La technologie basée sur les conteneurs maritimes n'a été utilisée que pour construire SBG1 et SBG4. « En fait, nous avons réalisé que le datacenter de conteneur ne correspond pas aux exigences de notre métier. Sur la base du taux de croissance de SBG, la taille minimale d'un site doit être égale à celle de plusieurs centres de données, et donc avoir une capacité totale de 200 000 serveurs. C'est pourquoi, pour déployer un nouveau centre de données aujourd'hui, nous n'utilisons que deux types de conceptions qui ont été largement testés et planifiés pour des projets de grande envergure et de fiabilité :
- La construction de tours de cinq à six étages (RBX4, SBG2-3, BHS1-2), pour 40 000 serveurs ;
- L'achat de bâtiments (RBX1-3,5-7, P19, GRA1-2, LIM1, ERI1, WAW1, BHS3-7, VIH1, HIL1) pour 40 000 ou 80 000 serveurs. »

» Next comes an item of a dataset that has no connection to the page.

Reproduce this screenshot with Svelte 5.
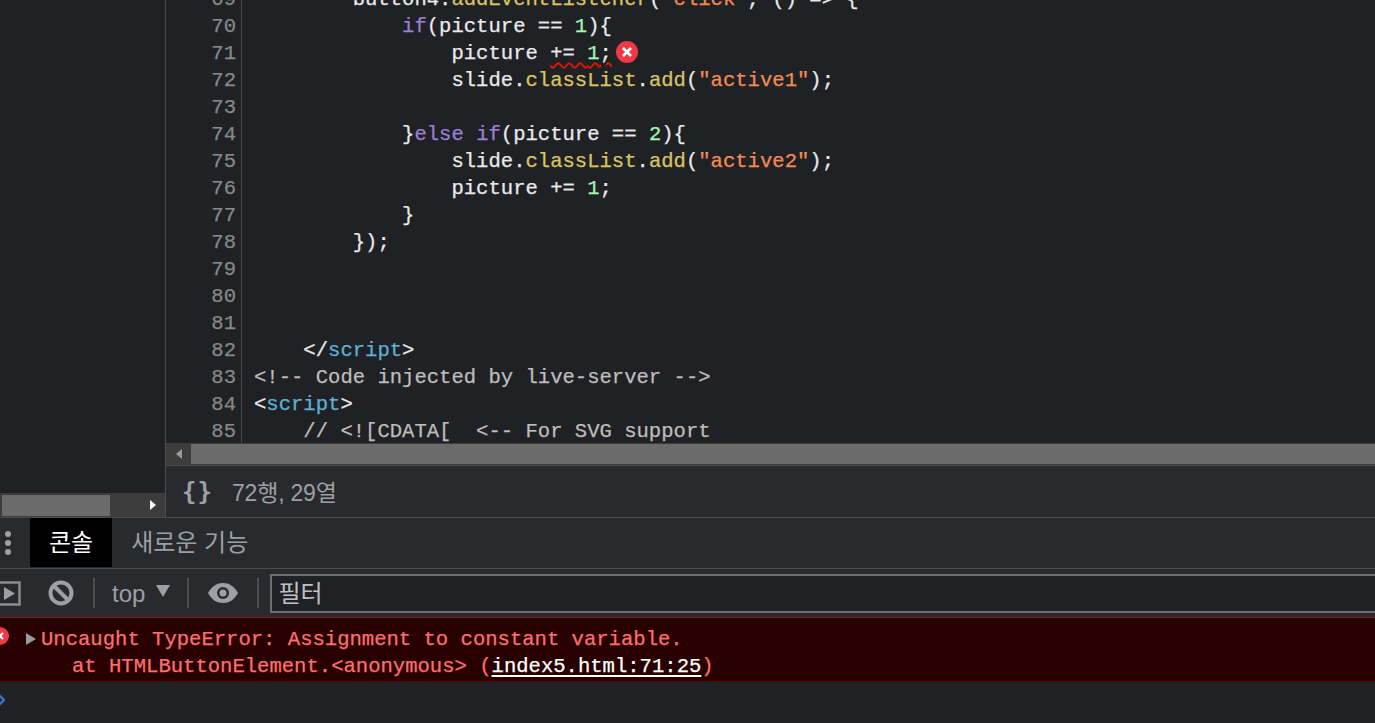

Raison pour laquelle, même si l'incident qui a frappé OVH a été causé par un automate tiers, l’hébergeur assure qu’il ne peut pas nier sa propre responsabilité pour la panne. « Nous avons un peu de travail à faire sur SBG pour atteindre le même niveau de qualité que les autres sites OVH », a reconnu Klaba.
Un plan d’action à hauteur de 4 à 5 millions d’euros a été adopté pour « nous permettre de redonner confiance à SBG et à OVH ». Il s’agit notamment :
- De l'installation d'une deuxième alimentation électrique 20 MVA complètement séparée ;
- De séparer le réseau électrique SBG2 de SBG1/SBG4, ainsi que la séparation du futur SBG3 de SBG2 et SBG1/SBG4 ;
- D’effectuer une migration des clients SBG1/SBG4 vers SBG3 ;
- de fermer SBG1/SBG4 et de désinstaller des conteneurs maritimes.